Not bad debt. Not disputes. Not write-offs. Revenue that was legitimately earned on a load — detention time, lumper fees, TONU charges, accessorial services — that never made it onto the shipper invoice in the first place.

Industry research consistently puts freight invoice error rates between 5% and 15% of total billing volume. For a brokerage moving 2,000 loads a month at an average load value of $1,000, even the conservative end of that range represents significant money leaving the operation every month — not because anyone made a bad decision, but because the process between dispatch and billing has structural gaps that let charges fall through.

This post breaks down where those gaps form, why they persist, and what the pre-billing audit process is designed to catch.

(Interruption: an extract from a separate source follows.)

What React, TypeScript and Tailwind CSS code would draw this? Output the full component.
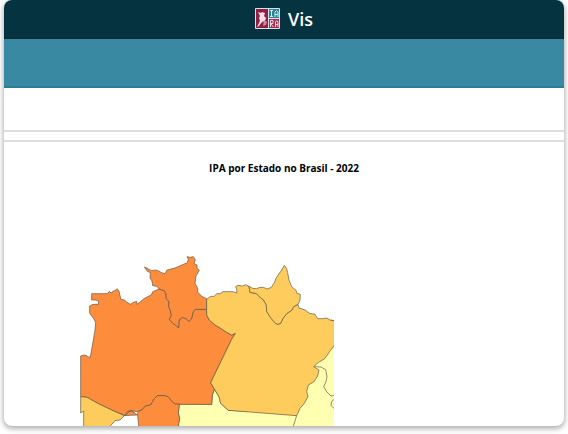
function Logo() {
  return (
    <svg viewBox="0 0 25 21" className="h-[21px] w-[25px]" aria-hidden="true">
      <rect width="25" height="21" rx="1" fill="#d5e3e6" />
      <rect x="1" y="1" width="12" height="19" fill="#8f1f43" />
      <path d="M3 4l3 1 1-1 3 1-1 3 2 2-1 3-3 1-3 4-2 1 3-6-1-3 1-2z" fill="#f0dfe4" />
      <path d="M9 12l3 2-1 3-3 1z" fill="#c98a9c" />
      <rect x="14" y="1" width="10" height="9" fill="#2d8194" />
      <path d="M15 2.500h3M16.500 2.500v6M15 8.500h3M20 9V4l1.500-1.500L23 4v5M20 6.500h3" stroke="#d5e9ed" fill="none" />
      <rect x="14" y="11" width="10" height="9" fill="#a3304e" />
      <path d="M15.500 19v-6.500h2.500v3h-2.500l3 3.500M20.500 19v-5l1.200-1.500L23 14v5M20.500 16.500H23" stroke="#eed5dc" fill="none" />
    </svg>
  );
}

function StateMap() {
  return (
    <svg
      viewBox="15 0 760 528"
      preserveAspectRatio="xMinYMin meet"
      className="block h-44 w-[254px] overflow-hidden"
      role="img"
      aria-label="IPA por Estado no Brasil - 2022"
    >
      <g stroke="#5d5140" strokeOpacity="0.65" strokeWidth="3" strokeLinejoin="round">
        {/* Mato Grosso, Tocantins and Maranhão */}
        <path
          fill="#ffffb2"
          d="M313 462L410 463 412 435 418 418 432 440 437 460 460 481 640 490 690 400 690 340 740 310 785 270V540H313L310 520 314 506 310 490Z"
        />
        {/* Amazonas */}
        <path
          fill="#fd8d3c"
          d="M17 318L26 315 36 317 40 321 46 321 55 270 60 240 62 218 57 207 44 190V168L54 163H70L71 153 61 150H50V131H98L103 124 108 129 114 124 121 121 126 116 132 123 134 133 138 148 148 150 156 157 166 163 176 157 185 154 186 163 196 155 207 146 220 139 229 135 233 125 252 117 268 122 273 132 274 147 282 154 281 169 286 181 289 197 283 208 294 220 311 233 312 210 323 202 333 206 342 214 350 205 354 187 361 178H395V195L403 210 420 225 437 235 455 247 470 255 481 250 470 268 407 398 418 418 412 435 410 463H313L301 462 293 457 280 441 270 437H247L238 446 227 465 211 468 202 479 187 485 168 482 151 497 110 480 70 461 36 442 17 440Z"
        />
        {/* Roraima */}
        <path
          fill="#fd8d3c"
          d="M208 51L217 55 229 62 245 60 260 68 270 71 276 60 288 57 300 54 314 48 325 43 337 38 340 28 336 20 345 22 355 20 361 29 357 41 366 45 366 55 373 61 363 78 360 100 368 115 368 126 380 139 395 146V178H361L354 187 350 205 342 214 333 206 323 202 312 210 311 233 294 220 283 208 289 197 286 181 281 169 282 154 274 147 273 132 268 122 252 117 246 109 233 107 231 93 225 84 226 68 217 64Z"
        />
        {/* Pará */}
        <path
          fill="#fecc5c"
          d="M395 148L407 139 418 139 425 131 435 131 444 125 460 125 474 125 486 129 485 119 482 110 489 106 502 108 511 104 522 109 525 127 545 131 557 144 565 149 574 165 575 184 585 200 599 218 608 223 617 220 624 205 636 190 650 181 656 170 669 163 672 174 690 180 704 190 720 193 728 206 742 206 755 204 765 210 780 212V284L766 302 749 326 731 337 716 350 732 360 728 378 716 396 700 405 695 425 699 440 688 460 675 475 665 497 550 488 460 481 437 460 432 440 407 398 470 268 481 250 470 255 455 247 437 235 420 225 403 210 395 195Z"
        />
        {/* Amapá */}
        <path
          fill="#fecc5c"
          d="M522 109L533 115 545 116 555 112 565 112 577 117 589 112 598 98 603 85 620 60 628 46 635 56 638 68 642 90 650 110 663 121 666 130 676 133 675 151 669 163 656 170 650 181 636 190 624 205 617 220 608 223 599 218 585 200 575 184 574 165 565 149 557 144 545 131 525 127Z"
        />
        {/* Acre */}
        <path
          fill="#fecc5c"
          d="M17 440L36 442 70 461 110 480 148 497 135 510 120 512 104 530H26V483L17 489Z"
        />
        {/* Rondônia */}
        <path
          fill="#fd8d3c"
          d="M151 497L164 483 175 485 185 495 190 485 202 479 211 468 227 465 238 446 247 437H270L280 441 293 457 301 462 313 462 310 490 314 506 310 530H191L188 495 166 496Z"
        />
        <path fill="none" d="M665 497L654 532M768 210L780 214M718 350L738 351 752 359 756 380 753 395 746 410 755 425 768 438 780 436M778 448L770 454 768 466 780 478" />
        <path fill="none" d="M148 497L158 484 170 482 178 490" />
      </g>
    </svg>
  );
}

export default function App() {
  return (
    <div className="bg-white px-1 pb-2 font-['Open_Sans','Noto_Sans',sans-serif]">
      <main className="overflow-hidden rounded-lg bg-white shadow-[0_2px_5px_1px_rgba(0,0,0,0.3)]">
        <header className="flex h-[39px] items-center justify-center gap-2 border-b-2 border-[#052c37] bg-[#053340] text-white">
          <Logo />
          <h1 className="text-lg font-semibold">Vis</h1>
        </header>
        <nav className="h-[49px] border-b-2 border-[#2b7d98] bg-[#3a89a2]" />
        <div className="h-11 border-b-2 border-[#dedede]" />
        <div className="h-[10px] border-b-2 border-[#dedede]" />
        <section>
          <h2 className="pt-[18px] text-center text-[10px] leading-4 font-bold text-black">
            IPA por Estado no Brasil - 2022
          </h2>
          <div className="px-[76px] pt-[74px]">
            <StateMap />
          </div>
        </section>
      </main>
    </div>
  );
}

The Structural Gap Between Dispatch and Billing

Every brokered load generates two parallel workflows. Dispatch manages the operational side — booking carriers, coordinating pickups and deliveries, handling exceptions in real time. Billing manages the financial side — collecting documentation, building invoices, submitting to shippers, and chasing payment.

The problem is that these two workflows often run on different timelines with different information. Dispatch is moving fast. A driver calls in with a three-hour detention situation at a consignee’s dock. Dispatch notes it, maybe updates the TMS, maybe sends a quick message to operations. But the billing team doesn’t build that invoice for another 24 to 72 hours — and by then, the detention detail may not have made it into the file cleanly.

This isn’t a people problem. It’s a process architecture problem. The information that dispatch captures in the moment doesn’t always transfer to the billing file in a structured, auditable way. When it doesn’t, the billing team invoices based on what’s in front of them — which is usually the original rate confirmation without the accessorial charges that accrued during execution.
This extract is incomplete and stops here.